The largest ocean on earth is also home to the largest collection of floating rubbish/garbage which scientists have coined "The Great Pacific Garbage Patch".
The statistics about the Great Pacific Garbage Patch provide terrifying reading and are summarised by the National Geographic in a recent online article that can be found here. The article explains that the floating garbage weighs 79,000 tonnes and is predominantly plastics originating from both land based (80%) and ocean based activities (20%), includes discarded fishing gear, waste from the 2011 Japanese Tsunami and perhaps most worryingly contains an estimated 1.8 trillion pieces of plastic of which microplastics comprise 94%.
One of the solutions to this horrendous human made problem is for each country to regulate and control littering and the failure to responsibly dispose of household and consumer waste.
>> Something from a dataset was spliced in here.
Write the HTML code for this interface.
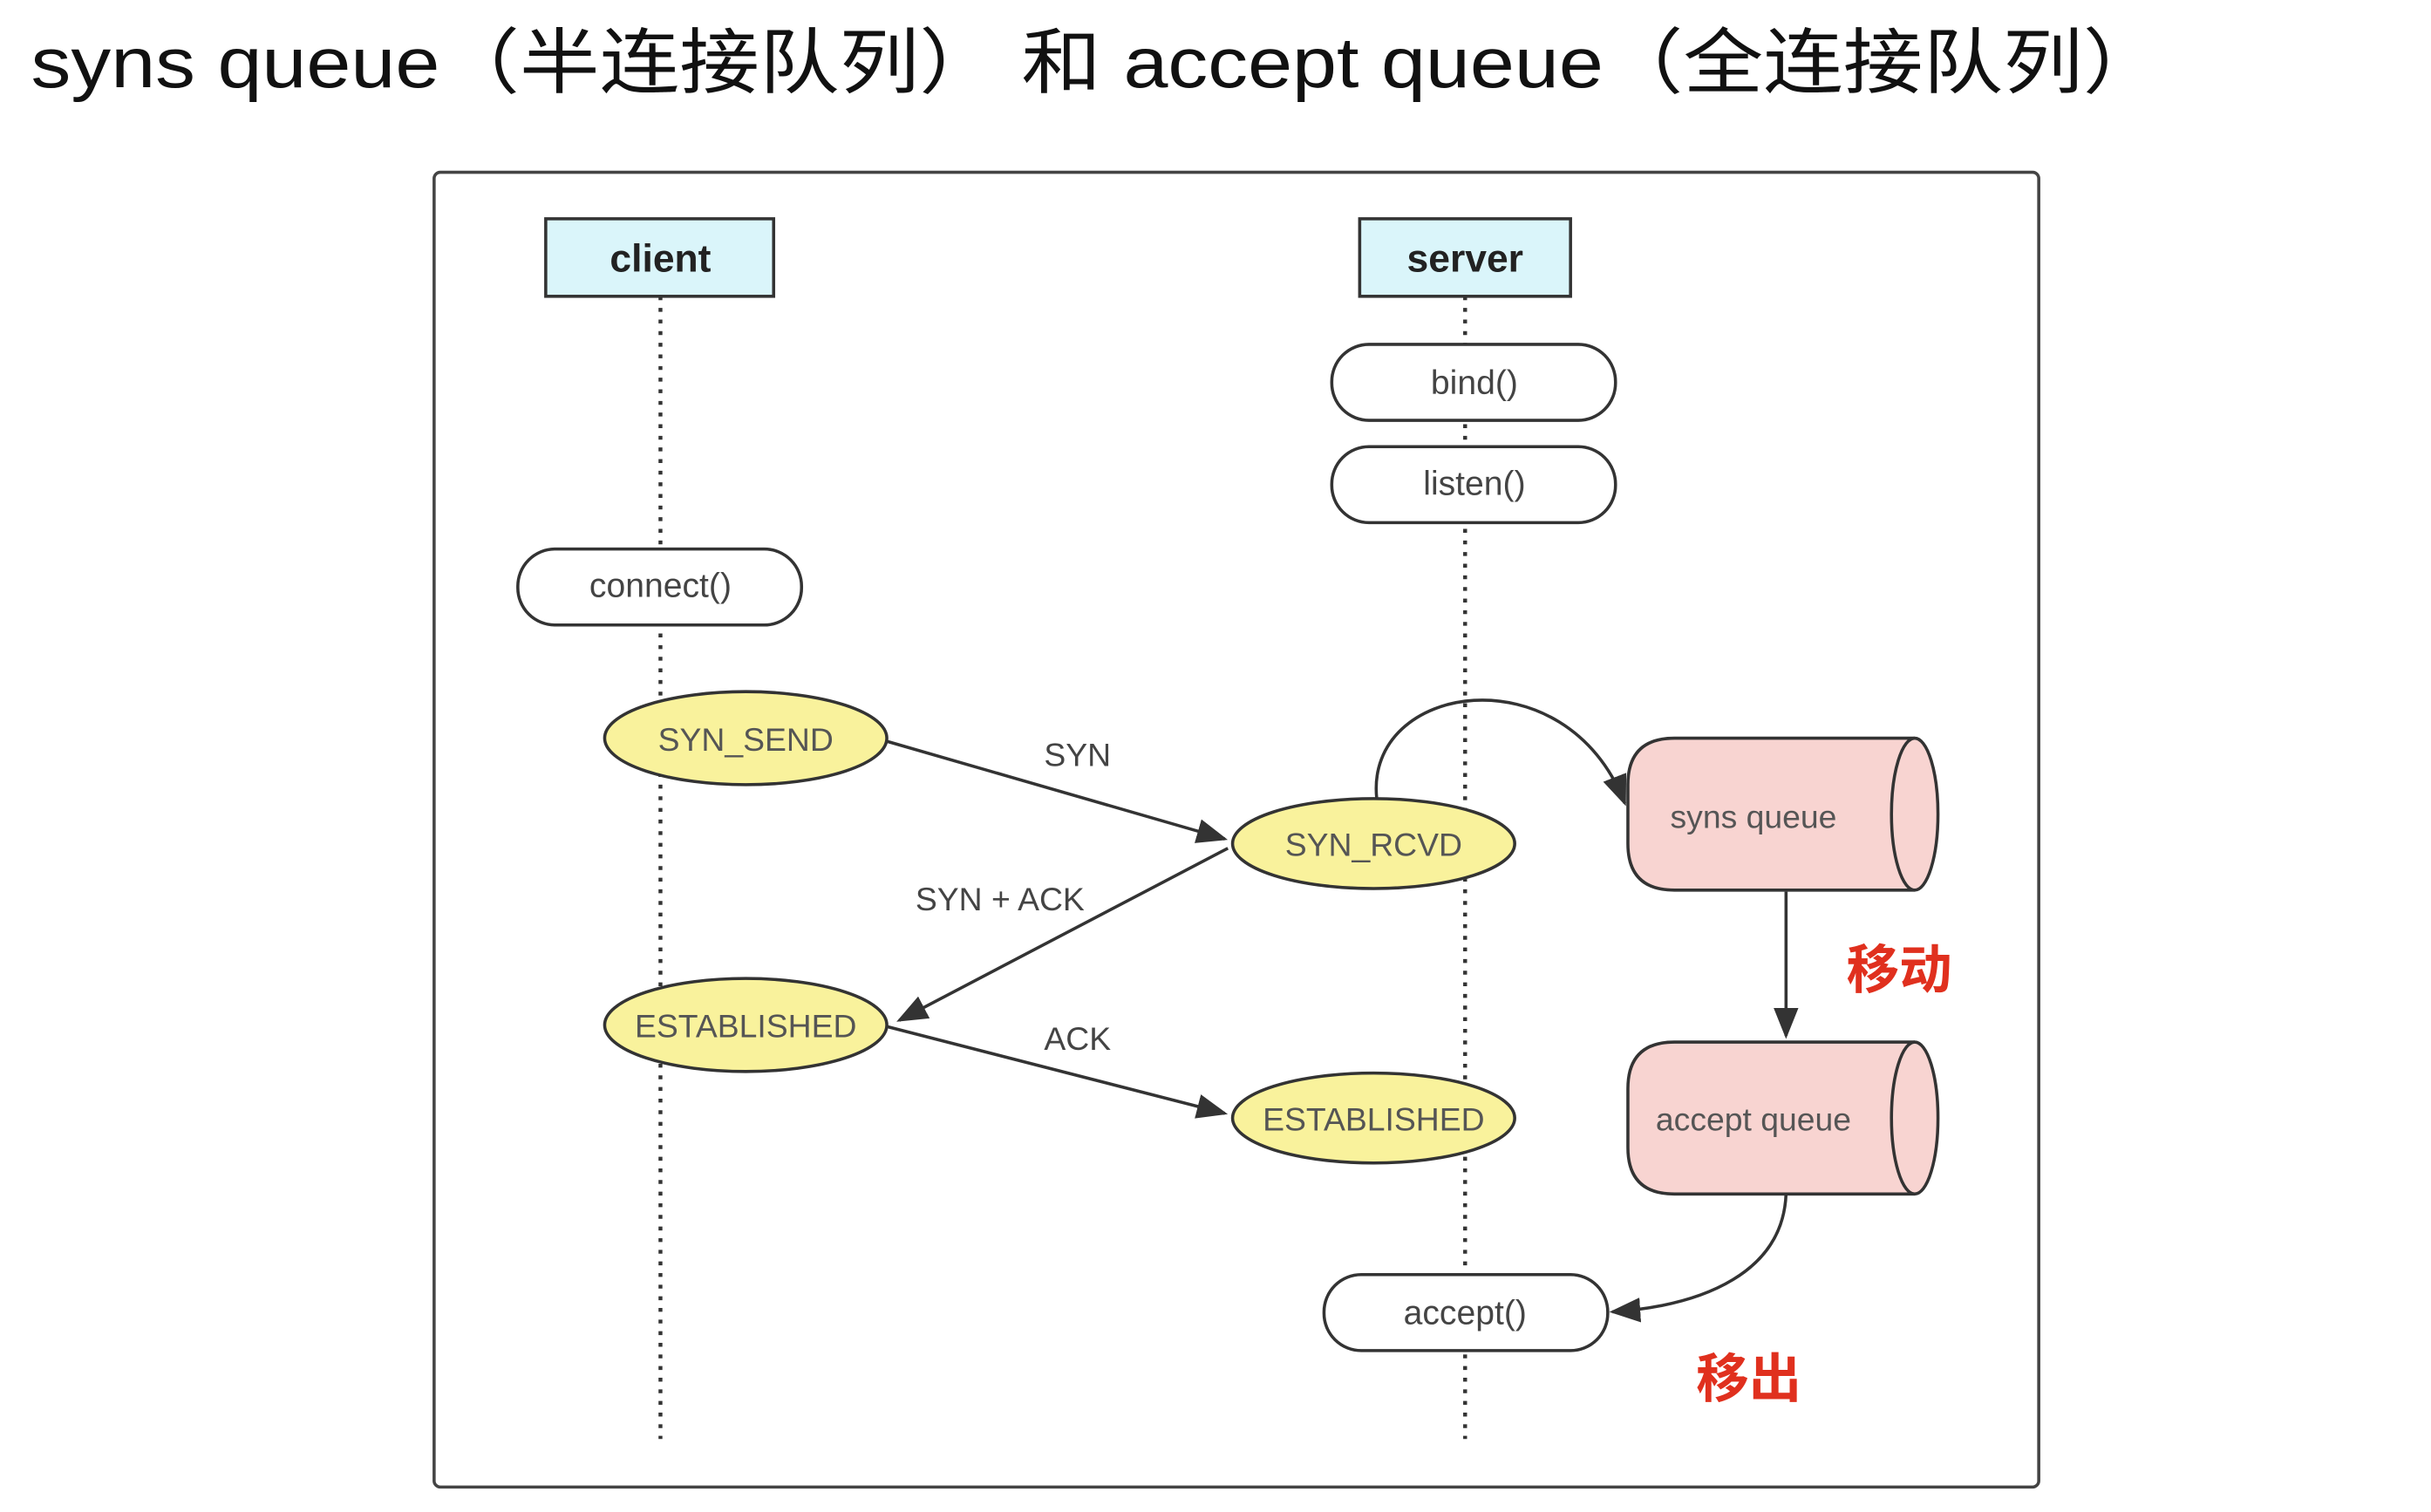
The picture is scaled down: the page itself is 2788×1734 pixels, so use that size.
<!DOCTYPE html>
<html><head><meta charset="utf-8"><style>
html,body{margin:0;padding:0;background:#fff;}
svg{display:block;}
text{font-family:"Liberation Sans","Noto Sans CJK SC",sans-serif;}
</style></head><body>
<svg width="2788" height="1734" viewBox="0 0 1568 975" xmlns="http://www.w3.org/2000/svg">
<defs>
<marker id="ah2" viewBox="0 0 10 10" refX="9" refY="5" markerWidth="20" markerHeight="20" markerUnits="userSpaceOnUse" orient="auto"><path d="M0,1 L10,5 L0,9 z" fill="#333"/></marker>
</defs>
<rect width="1568" height="975" fill="#fff"/>
<text x="20" y="56" font-size="46" fill="#111" textLength="1375" lengthAdjust="spacingAndGlyphs">syns queue（半连接队列） 和 accept queue（全连接队列）</text>
<rect x="280" y="111" width="1035" height="848" rx="4" fill="#fff" stroke="#444" stroke-width="2"/>
<line x1="426" y1="191" x2="426" y2="928" stroke="#333" stroke-width="2.5" stroke-dasharray="2.5,5"/>
<line x1="945" y1="191" x2="945" y2="928" stroke="#333" stroke-width="2.5" stroke-dasharray="2.5,5"/>
<rect x="352" y="141" width="147" height="50" fill="#daf5fa" stroke="#333" stroke-width="2"/>
<text x="426" y="175" font-size="25" font-weight="bold" text-anchor="middle" fill="#222">client</text>
<rect x="877" y="141" width="136" height="50" fill="#daf5fa" stroke="#333" stroke-width="2"/>
<text x="945" y="175" font-size="25" font-weight="bold" text-anchor="middle" fill="#222">server</text>
<g fill="#fff" stroke="#333" stroke-width="2">
<rect x="859" y="222" width="183" height="49" rx="24"/>
<rect x="859" y="288" width="183" height="49" rx="24"/>
<rect x="334" y="354" width="183" height="49" rx="24"/>
<rect x="854" y="822" width="183" height="49" rx="24"/>
</g>
<g font-size="22" fill="#444" text-anchor="middle">
<text x="951" y="254">bind()</text>
<text x="951" y="319">listen()</text>
<text x="426" y="385">connect()</text>
<text x="945" y="854">accept()</text>
</g>
<g stroke="#333" stroke-width="2" fill="none">
<line x1="572" y1="478" x2="790" y2="541" marker-end="url(#ah2)"/>
<line x1="792" y1="547" x2="580" y2="658" marker-end="url(#ah2)"/>
<line x1="572" y1="662" x2="790" y2="718" marker-end="url(#ah2)"/>
<path d="M888,515 C880,440 1010,420 1048,518" marker-end="url(#ah2)"/>
<line x1="1152" y1="575" x2="1152" y2="668" marker-end="url(#ah2)"/>
<path d="M1152,770 C1150,820 1100,842 1040,846" marker-end="url(#ah2)"/>
</g>
<g font-size="21" fill="#444" text-anchor="middle">
<text x="695" y="494">SYN</text>
<text x="645" y="587">SYN + ACK</text>
<text x="695" y="677">ACK</text>
</g>
<g fill="#f9f29c" stroke="#333" stroke-width="2">
<ellipse cx="481" cy="476" rx="91" ry="30"/>
<ellipse cx="886" cy="544" rx="91" ry="29"/>
<ellipse cx="481" cy="661" rx="91" ry="30"/>
<ellipse cx="886" cy="721" rx="91" ry="29"/>
</g>
<g font-size="21" fill="#555" text-anchor="middle">
<text x="481" y="484">SYN_SEND</text>
<text x="886" y="552">SYN_RCVD</text>
<text x="481" y="669">ESTABLISHED</text>
<text x="886" y="729">ESTABLISHED</text>
</g>
<g fill="#f8d4d1" stroke="#333" stroke-width="2">
<path d="M1235,476 L1080,476 Q1050,476 1050,506 L1050,544 Q1050,574 1080,574 L1235,574"/>
<ellipse cx="1235" cy="525" rx="15" ry="49"/>
<path d="M1235,672 L1080,672 Q1050,672 1050,702 L1050,740 Q1050,770 1080,770 L1235,770"/>
<ellipse cx="1235" cy="721" rx="15" ry="49"/>
</g>
<g font-size="21" fill="#555" text-anchor="middle">
<text x="1131" y="534">syns queue</text>
<text x="1131" y="729">accept queue</text>
</g>
<g font-size="34" font-weight="bold" fill="#e0301e" text-anchor="middle">
<text x="1225" y="637">移动</text>
<text x="1128" y="901">移出</text>
</g>
</svg>
</body></html>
In this 3rd legal bulletin in this Fiji Marine Pollution Law Series, we consider Fiji's legal framework to regulate and control littering.
While outside the scope of this legal bulletin we acknowledge that:
- other regulatory and innovative solutions must be found globally to reduce or eliminate the use of plastics and find other more environmentally friendly consumer packaging
- Pacific Islands are not the main cause of this global issue
- Responsible consumer choices and manufacturing choices are required
- Fiji has started using innovative mechanisms to discourage the use of plastics like introducing a charge for single use plastic bags.